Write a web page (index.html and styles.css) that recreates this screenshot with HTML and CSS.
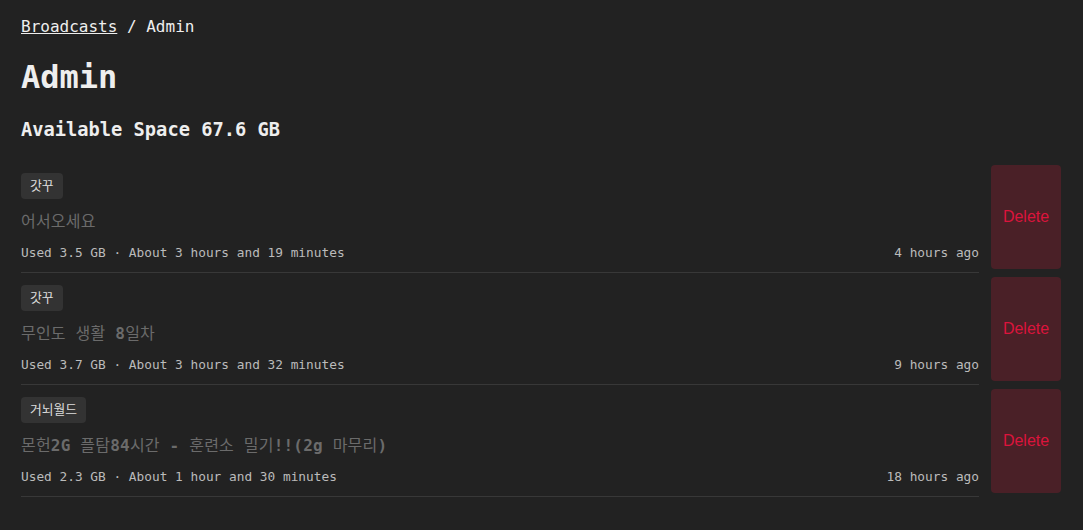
FILE: index.html
```html
<!DOCTYPE html>
<html lang="ko">
<head>
    <meta charset="UTF-8">
    <meta name="viewport" content="width=device-width, initial-scale=1.0">
    <title>Admin</title>
    <link rel="stylesheet" href="styles.css">
</head>
<body>
    <div class="page">
        <nav class="crumbs"><a href="#">Broadcasts</a> / Admin</nav>
        <h1 class="title">Admin</h1>
        <h3 class="space">Available Space 67.6 GB</h3>

        <ul class="list">
            <li class="row">
                <div class="info">
                    <span class="tag">갓꾸</span>
                    <div class="name">어서오세요</div>
                    <div class="meta">
                        <span>Used 3.5 GB · About 3 hours and 19 minutes</span>
                        <span>4 hours ago</span>
                    </div>
                </div>
                <button class="delete">Delete</button>
            </li>
            <li class="row">
                <div class="info">
                    <span class="tag">갓꾸</span>
                    <div class="name">무인도 생활 <b>8</b>일차</div>
                    <div class="meta">
                        <span>Used 3.7 GB · About 3 hours and 32 minutes</span>
                        <span>9 hours ago</span>
                    </div>
                </div>
                <button class="delete">Delete</button>
            </li>
            <li class="row">
                <div class="info">
                    <span class="tag">거뇌월드</span>
                    <div class="name">몬헌<b>2G</b> 플탐<b>84</b>시간 <b>-</b> 훈련소 밀기<b>!!(2g</b> 마무리<b>)</b></div>
                    <div class="meta">
                        <span>Used 2.3 GB · About 1 hour and 30 minutes</span>
                        <span>18 hours ago</span>
                    </div>
                </div>
                <button class="delete">Delete</button>
            </li>
        </ul>
    </div>
</body>
</html>
```

FILE: styles.css
```css
body {
    margin: 0;
    background-color: #222222;
    color: #eeeeee;
    font-family: "DejaVu Sans Mono", "Noto Sans CJK KR", monospace;
}

.page {
    padding: 15px 22px 20px 21px;
}

.crumbs {
    font-size: 16px;
    line-height: 24px;
}

.crumbs a {
    color: #eeeeee;
    text-decoration: underline;
}

.title {
    margin: 18px 0 0;
    font-size: 32px;
    line-height: 40px;
    font-weight: bold;
}

.space {
    margin: 19px 0 0;
    font-size: 18.72px;
    line-height: 28px;
    font-weight: bold;
}

.list {
    list-style: none;
    margin: 21px 0 0;
    padding: 0;
}

.row {
    display: flex;
    align-items: flex-start;
    gap: 12px;
    margin-bottom: 4px;
}

.info {
    flex: 1;
    padding: 8px 0 10px;
    border-bottom: 1px solid #383838;
}

.tag {
    display: inline-block;
    padding: 0 9px;
    height: 26px;
    line-height: 26px;
    font-size: 12.8px;
    color: #dddddd;
    background-color: #333333;
    border-radius: 4px;
}

.name {
    margin-top: 8px;
    font-size: 16px;
    line-height: 30px;
    letter-spacing: 0.2px;
    color: #6b6b6b;
}

.name b {
    font-weight: bold;
}

.meta {
    display: flex;
    justify-content: space-between;
    margin-top: 6px;
    font-size: 12.8px;
    line-height: 19px;
    color: #bbbbbb;
}

.delete {
    width: 70px;
    height: 104px;
    border: none;
    border-radius: 4px;
    background-color: #4a2027;
    color: #dc143c;
    font-family: "Liberation Sans", Arial, sans-serif;
    font-size: 16px;
    cursor: pointer;
}
```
------------------------------------
▶ _Task brief_
Leave out the pictures and copy the rest of the material above exactly.

▶ _Correct answer_
Write a web page (index.html and styles.css) that recreates this screenshot with HTML and CSS.
FILE: index.html
```html
<!DOCTYPE html>
<html lang="ko">
<head>
    <meta charset="UTF-8">
    <meta name="viewport" content="width=device-width, initial-scale=1.0">
    <title>Admin</title>
    <link rel="stylesheet" href="styles.css">
</head>
<body>
    <div class="page">
        <nav class="crumbs"><a href="#">Broadcasts</a> / Admin</nav>
        <h1 class="title">Admin</h1>
        <h3 class="space">Available Space 67.6 GB</h3>

        <ul class="list">
            <li class="row">
                <div class="info">
                    <span class="tag">갓꾸</span>
                    <div class="name">어서오세요</div>
                    <div class="meta">
                        <span>Used 3.5 GB · About 3 hours and 19 minutes</span>
                        <span>4 hours ago</span>
                    </div>
                </div>
                <button class="delete">Delete</button>
            </li>
            <li class="row">
                <div class="info">
                    <span class="tag">갓꾸</span>
                    <div class="name">무인도 생활 <b>8</b>일차</div>
                    <div class="meta">
                        <span>Used 3.7 GB · About 3 hours and 32 minutes</span>
                        <span>9 hours ago</span>
                    </div>
                </div>
                <button class="delete">Delete</button>
            </li>
            <li class="row">
                <div class="info">
                    <span class="tag">거뇌월드</span>
                    <div class="name">몬헌<b>2G</b> 플탐<b>84</b>시간 <b>-</b> 훈련소 밀기<b>!!(2g</b> 마무리<b>)</b></div>
                    <div class="meta">
                        <span>Used 2.3 GB · About 1 hour and 30 minutes</span>
                        <span>18 hours ago</span>
                    </div>
                </div>
                <button class="delete">Delete</button>
            </li>
        </ul>
    </div>
</body>
</html>
```

FILE: styles.css
```css
body {
    margin: 0;
    background-color: #222222;
    color: #eeeeee;
    font-family: "DejaVu Sans Mono", "Noto Sans CJK KR", monospace;
}

.page {
    padding: 15px 22px 20px 21px;
}

.crumbs {
    font-size: 16px;
    line-height: 24px;
}

.crumbs a {
    color: #eeeeee;
    text-decoration: underline;
}

.title {
    margin: 18px 0 0;
    font-size: 32px;
    line-height: 40px;
    font-weight: bold;
}

.space {
    margin: 19px 0 0;
    font-size: 18.72px;
    line-height: 28px;
    font-weight: bold;
}

.list {
    list-style: none;
    margin: 21px 0 0;
    padding: 0;
}

.row {
    display: flex;
    align-items: flex-start;
    gap: 12px;
    margin-bottom: 4px;
}

.info {
    flex: 1;
    padding: 8px 0 10px;
    border-bottom: 1px solid #383838;
}

.tag {
    display: inline-block;
    padding: 0 9px;
    height: 26px;
    line-height: 26px;
    font-size: 12.8px;
    color: #dddddd;
    background-color: #333333;
    border-radius: 4px;
}

.name {
    margin-top: 8px;
    font-size: 16px;
    line-height: 30px;
    letter-spacing: 0.2px;
    color: #6b6b6b;
}

.name b {
    font-weight: bold;
}

.meta {
    display: flex;
    justify-content: space-between;
    margin-top: 6px;
    font-size: 12.8px;
    line-height: 19px;
    color: #bbbbbb;
}

.delete {
    width: 70px;
    height: 104px;
    border: none;
    border-radius: 4px;
    background-color: #4a2027;
    color: #dc143c;
    font-family: "Liberation Sans", Arial, sans-serif;
    font-size: 16px;
    cursor: pointer;
}
```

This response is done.